* Begin Data lines *
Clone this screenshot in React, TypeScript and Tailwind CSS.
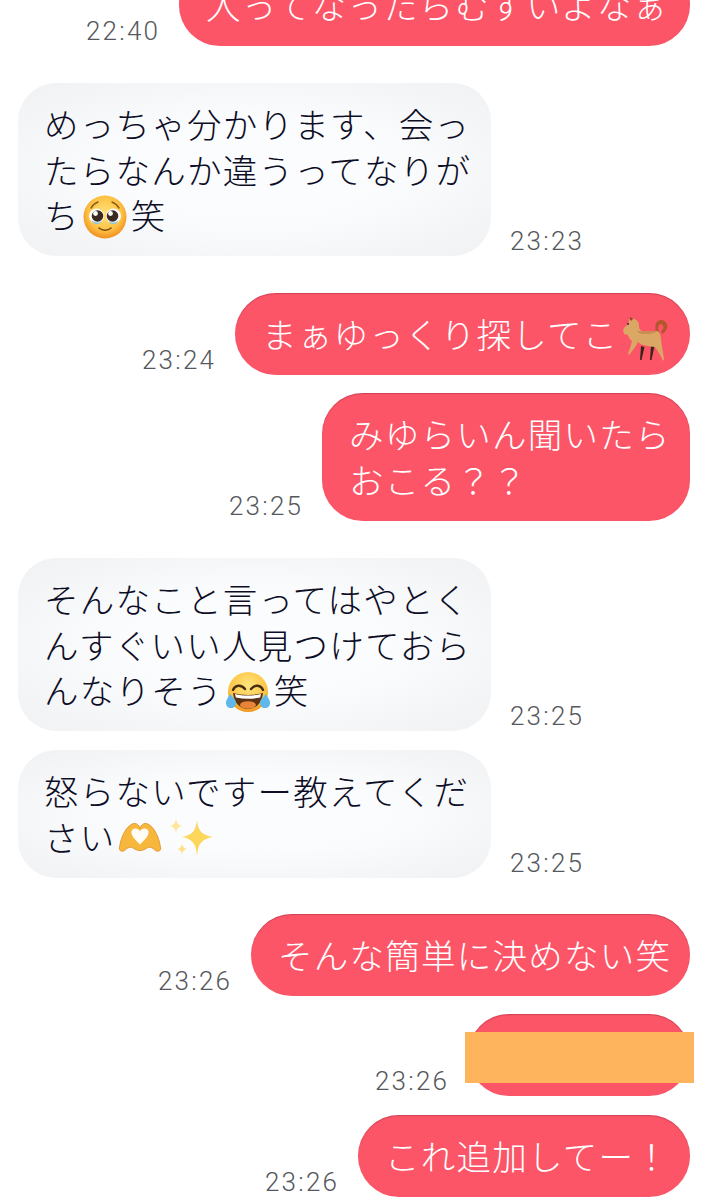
import React from "react";

const font = { fontFamily: '"Noto Sans CJK JP", "Noto Sans", sans-serif' };

function Pleading() {
  return (
    <svg viewBox="0 0 46 46" className="inline-block w-[46px] h-[46px] align-middle -my-3 ml-[2px] mr-[3px] -translate-y-[3px]">
      <defs>
        <radialGradient id="pf" cx="50%" cy="42%" r="60%">
          <stop offset="0%" stopColor="#ffe27a" />
          <stop offset="65%" stopColor="#fdc244" />
          <stop offset="100%" stopColor="#ef8a1c" />
        </radialGradient>
      </defs>
      <circle cx="23" cy="23" r="21.5" fill="url(#pf)" />
      <path d="M9 14c2-3 4-5 7-6M37 14c-2-3-4-5-7-6" stroke="#8a5a1a" strokeWidth="1.4" fill="none" strokeLinecap="round" />
      <circle cx="14.500" cy="22" r="7.500" fill="#fff" />
      <circle cx="31.500" cy="22" r="7.500" fill="#fff" />
      <circle cx="15.500" cy="22" r="5.800" fill="#3a2a22" />
      <circle cx="30.500" cy="22" r="5.800" fill="#3a2a22" />
      <circle cx="13.500" cy="19.500" r="2.400" fill="#fff" />
      <circle cx="28.500" cy="19.500" r="2.400" fill="#fff" />
      <path d="M9 25c2 4 9 5 11 1-1 5-9 6-11-1zM27 26c2 4 8 3 10-1-2 7-10 6-10 1z" fill="#7cc4e8" />
      <path d="M17 34c3 3 9 3 12 0" stroke="#7a4a12" strokeWidth="1.600" fill="none" strokeLinecap="round" />
    </svg>
  );
}

function Joy() {
  return (
    <svg viewBox="0 0 46 46" className="inline-block w-[46px] h-[46px] align-middle -my-3 ml-[2px] mr-[3px] -translate-y-[2px]">
      <defs>
        <radialGradient id="jf" cx="50%" cy="35%" r="65%">
          <stop offset="0%" stopColor="#ffe680" />
          <stop offset="70%" stopColor="#fcc545" />
          <stop offset="100%" stopColor="#f0951f" />
        </radialGradient>
      </defs>
      <circle cx="23" cy="22" r="20" fill="url(#jf)" />
      <path d="M8 20c2-5 8-6 12-1M26 19c4-5 10-4 12 1" stroke="#4a2c12" strokeWidth="2.400" fill="none" strokeLinecap="round" />
      <path d="M8 23c9 2.500 21 2.500 30 0-1 10-7 16-15 16S9 33 8 23z" fill="#5c3212" />
      <path d="M10 24c8 2 18 2 26 0l-.8 3.500c-8 1.600-16 1.600-24.400 0z" fill="#fff" />
      <ellipse cx="23" cy="35" rx="8" ry="3.800" fill="#e8843a" />
      <path d="M5 24c2 3 6 5 6 9 0 3-2 5-5 5s-5-2-5-5c0-4 3-6 4-9z" fill="#5fb8ec" />
      <path d="M41 24c-2 3-6 5-6 9 0 3 2 5 5 5s5-2 5-5c0-4-3-6-4-9z" fill="#5fb8ec" />
    </svg>
  );
}

function HeartHands() {
  return (
    <svg viewBox="0 0 46 34" className="inline-block w-[46px] h-[32px] align-middle -my-2 ml-[1px] -translate-y-[4px]">
      <path d="M1 30C2 18 8 6 15 3c4-1.500 7 1 8 5 1-4 4-6.500 8-5 7 3 13 15 14 27-.3 2-4 3-6 1-3-3-6-4-9-2-2 1.500-5 2.500-7 2.500s-5-1-7-2.500c-3-2-6-1-9 2-2 2-5.700 1-6-1z" fill="#f6b73c" stroke="#d98e22" strokeWidth="0.800" />
      <path d="M23 11c-2-4-8-4-9 0-1 5 5 10 9 14 4-4 10-9 9-14-1-4-7-4-9 0z" fill="#fffdf6" />
    </svg>
  );
}

function Sparkles() {
  return (
    <svg viewBox="0 0 46 42" className="inline-block w-[46px] h-[42px] align-middle -my-2 ml-[6px] -translate-y-[3px]">
      <path d="M28 3c1 11 5 15 16 17-11 2-15 6-16 19-1-13-5-17-15-19 10-2 14-6 15-17z" fill="#fdd65c" />
      <path d="M7 1c.5 5 2 7 6 8-4 1-5.500 3-6 8-.5-5-2-7-6-8 4-1 5.500-3 6-8z" fill="#fde79a" />
      <path d="M13 26c.5 4 2 5.500 5 6-3 .8-4.500 2-5 6-.5-4-2-5.200-5-6 3-.5 4.500-2 5-6z" fill="#fde08a" />
    </svg>
  );
}

function Dog() {
  return (
    <svg viewBox="0 0 47 47" className="inline-block w-[47px] h-[47px] align-middle -my-3 ml-[3px] -mr-[6px]">
      <path d="M35 17c-1-5-1-9 2-11 3-2 7-1 9 3 1 4-1 8-5 10l-1-3c2-1 3-3 2-5-1-2-3-2-4-1-1 2-1 5 0 8z" fill="#b4562c" />
      <path d="M20 31l-1 14h1.500l3-13zM30 30l-1 15h1.500l3-14z" fill="#3c2418" />
      <path d="M8 3l2-1 2 2c3 0 6 2 6 7 0 3 1 4 3 5h15c3 1 4 5 4 9 1 6 2 13 3 19l-1 2c-2-5-5-10-8-14-3 0-7-1-11-2-2 0-5-2-6-3-2 4-5 8-9 13l-1-1c1-4 3-8 4-13-3-2-3-4-4-6l-4-1c-1-3-1-4 0-6 1-1 3-3 5-5z" fill="#dba765" />
      <path d="M8 3l2-1 2 2-2 2z" fill="#a8402a" />
      <path d="M16 16h20c-2 3-12 4-18 2z" fill="#b8763c" opacity="0.5" />
      <circle cx="7" cy="9" r="0.900" fill="#222" />
    </svg>
  );
}

function Bubble({ side, w, children }: { side: "l" | "r"; w: string; children: React.ReactNode }) {
  if (side === "r") {
    return (
      <div className={`${w} rounded-[41px] bg-[#fc5568] px-[27px] py-[18.25px] text-[34.5px] leading-[45.5px] font-light tracking-[1.25px] text-white whitespace-nowrap shadow-[inset_0_1px_1px_rgba(120,30,50,0.35)]`}>
        {children}
      </div>
    );
  }
  return (
    <div className={`${w} rounded-[38px] bg-[radial-gradient(ellipse_at_center,#fbfcfd_40%,#f1f2f4_95%)] px-[26px] py-[18.25px] text-[34.5px] leading-[45.5px] font-light tracking-[1.25px] text-[#0d0d26] whitespace-nowrap`}>
      {children}
    </div>
  );
}

function Time({ children }: { children: React.ReactNode }) {
  return (
    <div className="w-[74px] text-[26px] leading-[30px] font-light tracking-[2.2px] text-[#55585c] whitespace-nowrap" style={{ fontFamily: '"Roboto", "Noto Sans", sans-serif' }}>
      {children}
    </div>
  );
}

function Right({ time, w, mt, children }: { time: string; w: string; mt: string; children: React.ReactNode }) {
  return (
    <div className={`${mt} flex items-end justify-end gap-[19px] pr-[18px]`}>
      <Time>{time}</Time>
      <Bubble side="r" w={w}>{children}</Bubble>
    </div>
  );
}

function Left({ time, mt, children }: { time: string; mt: string; children: React.ReactNode }) {
  return (
    <div className={`${mt} flex items-end gap-[19px] pl-[18px]`}>
      <Bubble side="l" w="w-[473px]">{children}</Bubble>
      <Time>{time}</Time>
    </div>
  );
}

export default function App() {
  return (
    <div className="w-[708px] h-[1200px] overflow-hidden bg-white" style={font}>
      <Right time="22:40" w="w-[511px]" mt="-mt-[36px]">入ってなったらむずいよなぁ</Right>
      <Left time="23:23" mt="mt-[37px]">
        めっちゃ分かります、会っ<br />たらなんか違うってなりが<br />ち<Pleading />笑
      </Left>
      <Right time="23:24" w="w-[455px]" mt="mt-[37px]">まぁゆっくり探してこ<Dog /></Right>
      <Right time="23:25" w="w-[368px]" mt="mt-[18px]">
        みゆらいん聞いたら<br />おこる？？
      </Right>
      <Left time="23:25" mt="mt-[37.5px]">
        そんなこと言ってはやとく<br />んすぐいい人見つけておら<br />んなりそう<Joy />笑
      </Left>
      <Left time="23:25" mt="mt-[19px]">
        怒らないですー教えてくだ<br />さい<HeartHands /><Sparkles />
      </Left>
      <Right time="23:26" w="w-[439px]" mt="mt-[36.5px]">そんな簡単に決めない笑</Right>
      <div className="relative">
        <Right time="23:26" w="w-[222px]" mt="mt-[18px]">&nbsp;</Right>
        <div className="absolute left-[465px] top-[18px] w-[229px] h-[51px] bg-[#fdb45c]" />
      </div>
      <Right time="23:26" w="w-[332px]" mt="mt-[19px]">これ追加してー！</Right>
    </div>
  );
}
* End Data lines *
Where a line above holds the string "React", show that line.

- _Output of the task_
Clone this screenshot in React, TypeScript and Tailwind CSS.
import React from "react";
function Bubble({ side, w, children }: { side: "l" | "r"; w: string; children: React.ReactNode }) {
function Time({ children }: { children: React.ReactNode }) {
function Right({ time, w, mt, children }: { time: string; w: string; mt: string; children: React.ReactNode }) {
function Left({ time, mt, children }: { time: string; mt: string; children: React.ReactNode }) {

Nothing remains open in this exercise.